EXERCISE INSTRUCTIONS ▸ Every line from the start of the entries up to and including the one bearing "false; label: string;" must be printed verbatim, without the pictures.

[Records with interface code]
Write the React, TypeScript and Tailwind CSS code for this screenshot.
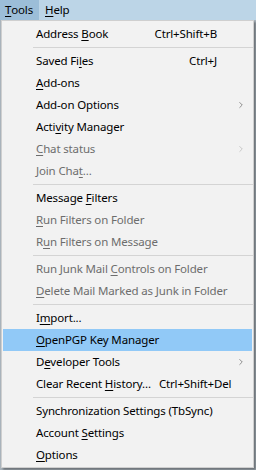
import { ChevronRight } from "lucide-react";

type Item =
  | { sep: true }
  | { sep?: false; label: string; shortcut?: string; sub?: boolean; disabled?: boolean; active?: boolean };

const items: Item[] = [
  { label: "Address &Book", shortcut: "Ctrl+Shift+B" },
  { sep: true },
  { label: "Saved Fi&les", shortcut: "Ctrl+J" },
  { label: "&Add-ons" },
  { label: "Add-on Options", sub: true },
  { label: "Acti&vity Manager" },
  { label: "&Chat status", sub: true, disabled: true },
  { label: "Join Cha&t...", disabled: true },
  { sep: true },
  { label: "Message &Filters" },
  { label: "&Run Filters on Folder", disabled: true },
  { label: "R&un Filters on Message", disabled: true },
  { sep: true },
  { label: "Run Junk Mail &Controls on Folder", disabled: true },
  { label: "&Delete Mail Marked as Junk in Folder", disabled: true },
  { sep: true },
  { label: "I&mport..." },
  { label: "&OpenPGP Key Manager", active: true },
  { label: "D&eveloper Tools", sub: true },
  { label: "Clear Recent &History...", shortcut: "Ctrl+Shift+Del" },
  { sep: true },
  { label: "Synchronization Settings (TbSync)" },
  { label: "Account &Settings" },
  { label: "&Options" },
];

// "&" marks the access key letter
function Label({ text }: { text: string }) {
  const i = text.indexOf("&");
  if (i < 0) return <>{text}</>;
  return (
    <>
      {text.slice(0, i)}
      <span className="underline underline-offset-2">{text[i + 1]}</span>
      {text.slice(i + 2)}
    </>
  );
}

export default function App() {
  return (
    <div
      className="w-[256px] h-[470px] bg-[#a9b3bb] text-[11.5px] tracking-[-0.15px] text-black overflow-hidden"
      style={{ fontFamily: '"Noto Sans", "Open Sans", sans-serif' }}
    >
      <div className="flex h-[20px] bg-[#bcd5e7]">
        <div className="flex items-center pl-[5px] w-[39px] bg-[#9cbed8]">
          <Label text="&Tools" />
        </div>
        <div className="flex items-center pl-[6px]">
          <Label text="&Help" />
        </div>
      </div>
      <div className="ml-[1px] w-[253px] h-[448px] bg-[#f2f2f2] border border-[#cfcfcf] pt-[2px] shadow-[2px_2px_2px_rgba(0,0,0,0.35)]">
        {items.map((it, i) =>
          it.sep ? (
            <div key={i} className="h-[5px] flex items-center pl-[31px]">
              <div className="h-px w-full bg-[#d4d4d4]" />
            </div>
          ) : (
            <div
              key={i}
              className={`relative h-[22px] flex items-center gap-[8px] pl-[33px] pr-[35px] mx-px ${
                it.active ? "bg-[#91c9f7]" : ""
              } ${it.disabled ? "text-[#6d6d6d]" : ""}`}
            >
              <span className="flex-1 whitespace-nowrap">
                <Label text={it.label} />
              </span>
              {it.shortcut && <span className="whitespace-nowrap">{it.shortcut}</span>}
              {it.sub && (
                <ChevronRight
                  className={`absolute right-[6px] h-[10px] w-[10px] ${
                    it.disabled ? "text-[#a0a0a0]" : "text-[#333]"
                  }`}
                  strokeWidth={1.25}
                />
              )}
            </div>
          )
        )}
      </div>
    </div>
  );
}
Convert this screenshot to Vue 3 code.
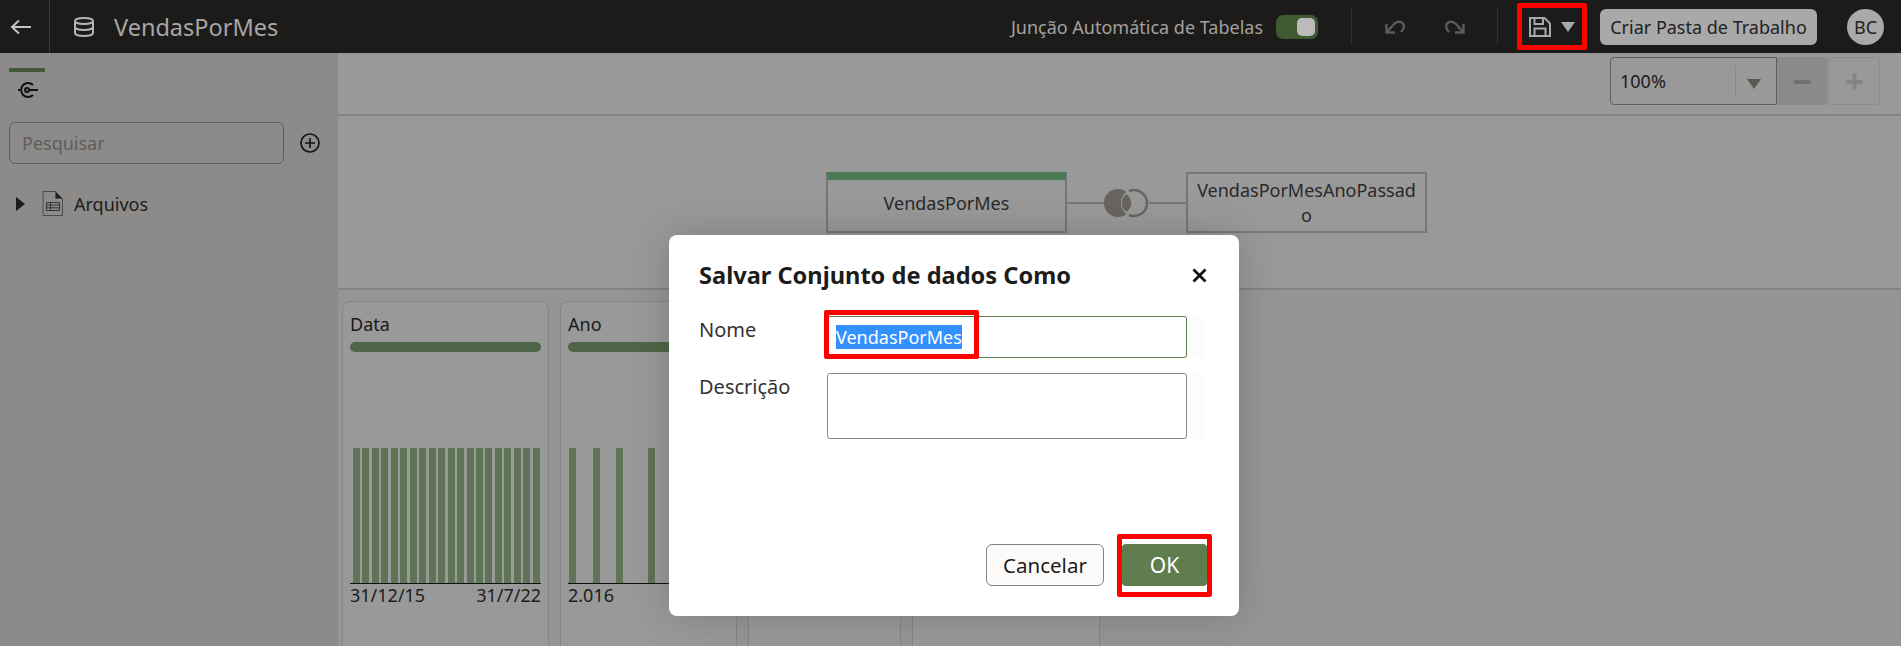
<template>
  <div class="page">
    <!-- barra superior -->
    <header class="topbar">
      <button class="back">
        <svg width="22" height="16" viewBox="0 0 22 16" fill="none" stroke="#c4c4c2" stroke-width="2">
          <path d="M21 8H2M9 1.500 2 8l7 6.500" />
        </svg>
      </button>
      <svg class="db" width="22" height="20" viewBox="0 0 22 20" fill="none" stroke="#b5b3b1" stroke-width="2">
        <ellipse cx="11" cy="4" rx="9" ry="3" />
        <path d="M2 4v12c0 1.700 4 3 9 3s9-1.300 9-3V4M2 10c0 1.700 4 3 9 3s9-1.300 9-3" />
      </svg>
      <span class="title">VendasPorMes</span>

      <span class="auto-label">Junção Automática de Tabelas</span>
      <span class="toggle"><i></i></span>
      <span class="vsep sep-a"></span>
      <svg class="undo" width="20" height="14" viewBox="0 0 20 14" fill="none" stroke="#5c5b59" stroke-width="2.400">
        <path d="M1.500 4v8.500H10M2.500 11.500 9 4c3-3 7-3 9-.5 1.500 2.500.5 6-2 8.500" />
      </svg>
      <svg class="redo" width="20" height="14" viewBox="0 0 20 14" fill="none" stroke="#5c5b59" stroke-width="2.400">
        <path d="M18.500 4v8.500H10M17.500 11.500 11 4C8 1 4 1 2 3.500.5 6 1.500 9.500 4 12" />
      </svg>
      <span class="vsep sep-b"></span>
      <div class="save-box">
        <svg width="22" height="20" viewBox="0 0 22 20" fill="none" stroke="#a9a9a9" stroke-width="2">
          <path d="M1 1h14.500L21 6.500V19H1zM5.500 1v6h8.500V1M5.500 19v-7.500h11V19" />
        </svg>
        <span class="save-caret"></span>
      </div>
      <button class="create">Criar Pasta de Trabalho</button>
      <span class="avatar">BC</span>
    </header>

    <div class="body">
      <aside class="sidebar">
        <div class="tab">
          <span class="tab-bar"></span>
          <svg width="22" height="18" viewBox="0 0 22 18" fill="none" stroke="#111" stroke-width="2">
            <path d="M16 4A7 7 0 1 0 16 14" />
            <circle cx="10" cy="9" r="2" />
            <path d="M12 9h9M1 9h2" />
          </svg>
        </div>
        <div class="search-row">
          <input class="search" placeholder="Pesquisar" />
          <svg width="20" height="20" viewBox="0 0 20 20" fill="none" stroke="#111" stroke-width="1.600">
            <circle cx="10" cy="10" r="9" />
            <path d="M10 5v10M5 10h10" />
          </svg>
        </div>
        <div class="tree-row">
          <span class="tree-caret"></span>
          <svg class="file" width="21" height="25" viewBox="0 0 21 25" fill="none" stroke="#4c4c4a" stroke-width="1">
            <path d="M1 .5h12.500l7 7V24.500H1z" />
            <path d="M13.500 .5l7 7h-7z" fill="#222" />
            <path d="M4.500 11.500h13v8h-13zM4.500 14h13M4.500 16.800h13M8.500 11.500v8" stroke="#333" />
          </svg>
          <span>Arquivos</span>
        </div>
      </aside>

      <main class="content">
        <div class="zoombar">
          <div class="zoom-select">
            <span class="zoom-value">100%</span>
            <span class="zoom-arrow"><i></i></span>
          </div>
          <button class="zoom-btn minus">−</button>
          <button class="zoom-btn plus">+</button>
        </div>

        <section class="canvas">
          <div class="node first">VendasPorMes</div>
          <span class="link"></span>
          <svg class="join" width="45" height="30" viewBox="0 0 45 30">
            <!-- circulo esquerdo cheio, direito so contorno, intersecao cheia -->
            <circle cx="14" cy="15" r="14" fill="#686460" />
            <circle cx="31" cy="15" r="14" fill="#999" />
            <path d="M22.500 6a11 11 0 0 0 0 18 11 11 0 0 0 0-18z" fill="#686460" />
            <path d="M25 3a13 13 0 1 1 0 24" fill="none" stroke="#686460" stroke-width="2.500" />
          </svg>
          <span class="link"></span>
          <div class="node">VendasPorMesAnoPassado</div>
        </section>

        <section class="columns">
          <article v-for="col in columns" :key="col.id" class="col" :style="{ width: col.width + 'px' }">
            <template v-if="col.name">
              <h3>{{ col.name }}</h3>
              <div class="quality"></div>
              <div class="chart">
                <span
                  v-for="(x, i) in col.bars"
                  :key="i"
                  class="bar"
                  :style="{ left: x + 'px' }"
                ></span>
              </div>
              <div class="axis">
                <span>{{ col.from }}</span>
                <span>{{ col.to }}</span>
              </div>
            </template>
          </article>
        </section>
      </main>
    </div>

    <!-- dialogo -->
    <div class="dialog">
      <div class="dlg-head">
        <h2>Salvar Conjunto de dados Como</h2>
        <svg width="15" height="15" viewBox="0 0 15 15" stroke="#111" stroke-width="2.800">
          <path d="M1.500 1.500l12 12M13.500 1.500l-12 12" />
        </svg>
      </div>
      <div class="field">
        <label>Nome</label>
        <div class="input name">
          <span class="selected">VendasPorMes</span>
          <span class="mark mark-name"></span>
        </div>
      </div>
      <div class="field">
        <label>Descrição</label>
        <div class="input desc"></div>
      </div>
      <div class="dlg-foot">
        <button class="cancel">Cancelar</button>
        <button class="ok">OK<span class="mark mark-ok"></span></button>
      </div>
    </div>
  </div>
</template>

<script setup>
// posicoes das barras dos histogramas
const dataBars = Array.from({ length: 20 }, (_, i) => i * 9.46)

const columns = [
  { id: 'data', name: 'Data', width: 207, bars: dataBars, from: '31/12/15', to: '31/7/22' },
  { id: 'ano', name: 'Ano', width: 177, bars: [-2, 22, 45, 77], from: '2.016', to: '' },
  { id: 'c3', name: '', width: 153 },
  { id: 'c4', name: '', width: 188 },
]
</script>

<style>
html, body { background: #999; overflow: hidden; }
</style>

<style scoped>
.page { position: relative; width: 1901px; height: 646px; overflow: hidden;
  font-family: "Noto Sans", "Open Sans", sans-serif; font-size: 18px; color: #1c1c1c; }
button { font-family: inherit; font-size: 18px; padding: 0; }

/* Topo */
.topbar { height: 53px; background: #1c1b19; display: flex; align-items: center; padding-right: 17px; }
.back { width: 50px; height: 53px; background: none; border: 0; border-right: 1px solid #3d3c3a;
  display: flex; align-items: center; padding-left: 10px; flex: none; }
.db { margin-left: 23px; flex: none; }
.title { margin-left: 19px; font-size: 23.5px; color: #a7a6a4; }
.auto-label { margin-left: auto; white-space: nowrap; color: #a3a19e; }
.toggle { margin-left: 13px; width: 42px; height: 24px; border-radius: 7px; background: #3f5a33; display: flex;
  justify-content: flex-end; align-items: center; padding-right: 3px; box-sizing: border-box; }
.toggle i { width: 18px; height: 18px; border-radius: 5px; background: #bbb; }
.vsep { width: 1px; height: 36px; background: #33322f; }
.sep-a { margin-left: 33px; }
.undo { margin-left: 33px; }
.redo { margin-left: 40px; }
.sep-b { margin-left: 32px; }
.save-box { margin-left: 19px; width: 70px; height: 47px; box-sizing: border-box; border: 5px solid #f00;
  border-radius: 2px; display: flex; align-items: center; padding-left: 7px; gap: 10px; }
.save-caret { width: 0; height: 0; border-left: 7px solid transparent; border-right: 7px solid transparent;
  border-top: 10px solid #a9a9a9; }
.create { margin-left: 13px; width: 217px; height: 36px; border: 0; border-radius: 6px;
  background: #a9a9a9; color: #222; white-space: nowrap; }
.avatar { margin-left: 30px; width: 37px; height: 36px; border-radius: 50%; background: #a9a9a9;
  color: #222; display: flex; align-items: center; justify-content: center; }

.body { display: flex; height: 593px; }

/* Lateral */
.sidebar { width: 338px; background: #8c8b89; flex: none; padding-left: 9px; box-sizing: border-box; }
.tab { width: 36px; padding-top: 15px; display: flex; flex-direction: column; align-items: flex-start; }
.tab-bar { width: 36px; height: 4px; background: #44583a; }
.tab svg { margin: 9px 0 0 8px; }
.search-row { display: flex; align-items: center; gap: 16px; margin-top: 23px; }
.search { width: 275px; height: 42px; box-sizing: border-box; border: 1px solid #5e5e5c; border-radius: 6px;
  background: transparent; padding: 0 12px; font: inherit; outline: none; }
.search::placeholder { color: #5f5e5c; opacity: 1; }
.tree-row { display: flex; align-items: center; margin-top: 27px; height: 25px; padding-left: 7px; }
.tree-caret { width: 0; height: 0; border-top: 7px solid transparent; border-bottom: 7px solid transparent;
  border-left: 9px solid #1a1a1a; }
.file { margin: 0 11px 0 17px; }

/* Conteudo */
.content { flex: 1; min-width: 0; display: flex; flex-direction: column; background: #999; }
.zoombar { flex: none; height: 63px; box-sizing: border-box; border-bottom: 2px solid #848484; padding: 4px 21px 0 0;
  display: flex; justify-content: flex-end; align-items: flex-start; }
.zoom-select { width: 167px; height: 48px; box-sizing: border-box; border: 1px solid #5e5e5c; border-radius: 4px 0 0 4px;
  display: flex; align-items: center; justify-content: space-between; padding: 0 0 0 9px; }
.zoom-arrow { width: 41px; height: 32px; box-sizing: border-box; border-left: 1px solid #8a8a8a; display: flex;
  align-items: center; justify-content: center; padding: 6px 4px 0 0; }
.zoom-arrow i { border-left: 7px solid transparent; border-right: 7px solid transparent;
  border-top: 10px solid #5c5753; }
.zoom-btn { width: 51px; height: 48px; border: 1px solid #8d8d8d; background: #8b8b8b; border-radius: 0 3px 3px 0;
  font-size: 34px; font-weight: 700; line-height: 40px; color: #6f6f6f; }
.zoom-btn.plus { background: transparent; color: #858585; margin-left: 1px; border-radius: 3px; }

.canvas { flex: none; height: 174px; box-sizing: border-box; border-bottom: 2px solid #828282; display: flex;
  align-items: flex-start; padding: 56px 0 0 488px; }
.node { width: 241px; height: 61px; box-sizing: border-box; border: 2px solid #777; color: #2a2a2a;
  display: flex; align-items: center; justify-content: center; text-align: center; line-height: 25px;
  word-break: break-all; padding: 0 8px; }
.node.first { border-top: 8px solid #4a7a56; padding-bottom: 4px; }
.link { width: 37px; height: 2px; background: #777; margin-top: 30px; }
.join { margin-top: 16px; }

.columns { flex: 1; min-height: 0; overflow: hidden; display: flex; padding: 11px 0 0 4px; background: #959595; }
.col { flex: none; height: 360px; box-sizing: border-box; border: 1px solid #858585; border-radius: 8px; background: #999;
  padding: 10px 7px 0 7px; margin-right: 11px; }
.col h3 { margin: 0; font-size: 18px; font-weight: 400; line-height: 24px; color: #1a1a1a; }
.quality { height: 10px; margin-top: 6px; background: #4f6547; border-radius: 5px; }
.chart { position: relative; height: 135px; margin-top: 96px; border-bottom: 1px solid #111; }
.bar { position: absolute; top: 0; bottom: 0; width: 7px; margin-left: 3px; background: #5f7357; }
.axis { display: flex; justify-content: space-between; line-height: 24px; margin-top: -1px; color: #1c1c1c; }

/* Dialogo */
.dialog { position: absolute; left: 669px; top: 235px; width: 570px; height: 381px; box-sizing: border-box;
  background: #fff; border-radius: 8px; box-shadow: 0 0 40px rgba(0, 0, 0, .18);
  padding: 25px 30px 0; display: flex; flex-direction: column; }
.dlg-head { display: flex; justify-content: space-between; align-items: center; padding-right: 2px; height: 30px; }
.dlg-head h2 { margin: 0; font-size: 23.600px; font-weight: 700; color: #1c1c1c; white-space: nowrap; }
.field { display: flex; margin-top: 26px; }
.field + .field { margin-top: 15px; }
.field label { width: 128px; color: #333; font-size: 20px; line-height: 28px; flex: none; }
.input { position: relative; width: 360px; box-sizing: border-box; border: 1px solid #888; border-radius: 3px;
  box-shadow: 18px 0 0 #fcfcfc; }
.input.name { height: 42px; border-color: #5f7d4f; padding: 8px 8px; }
.input.desc { height: 66px; }
.selected { display: inline-block; background: #3390ff; color: #fff; height: 24px; line-height: 24px; }
.mark { position: absolute; box-sizing: border-box; border: 5px solid #f00; border-radius: 2px; }
.mark-name { left: -4px; top: -7px; width: 155px; height: 49px; }
.dlg-foot { margin-top: auto; margin-bottom: 30px; display: flex; justify-content: flex-end; gap: 18px; padding-right: 2px; }
.cancel { width: 118px; height: 42px; border: 1px solid #8a8580; border-radius: 6px; background: #fcfbfa; color: #1c1c1c; font-size: 20.500px; }
.ok { position: relative; width: 85px; height: 42px; border: 0; border-radius: 4px; background: #5f7d4f; color: #fff; font-size: 21px; }
.mark-ok { left: -5px; top: -10px; width: 95px; height: 63px; }
</style>
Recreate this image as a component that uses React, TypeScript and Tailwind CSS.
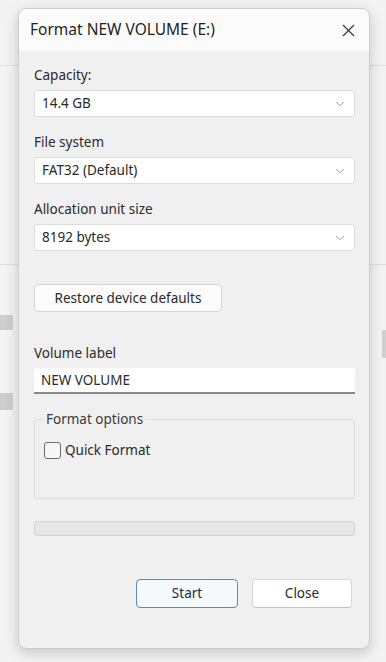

TASK SOLUTION ▸
Write the React, TypeScript and Tailwind CSS code for this screenshot.
import { ChevronRight } from "lucide-react";

type Item =
  | { sep: true }
  | { sep?: false; label: string; shortcut?: string; sub?: boolean; disabled?: boolean; active?: boolean };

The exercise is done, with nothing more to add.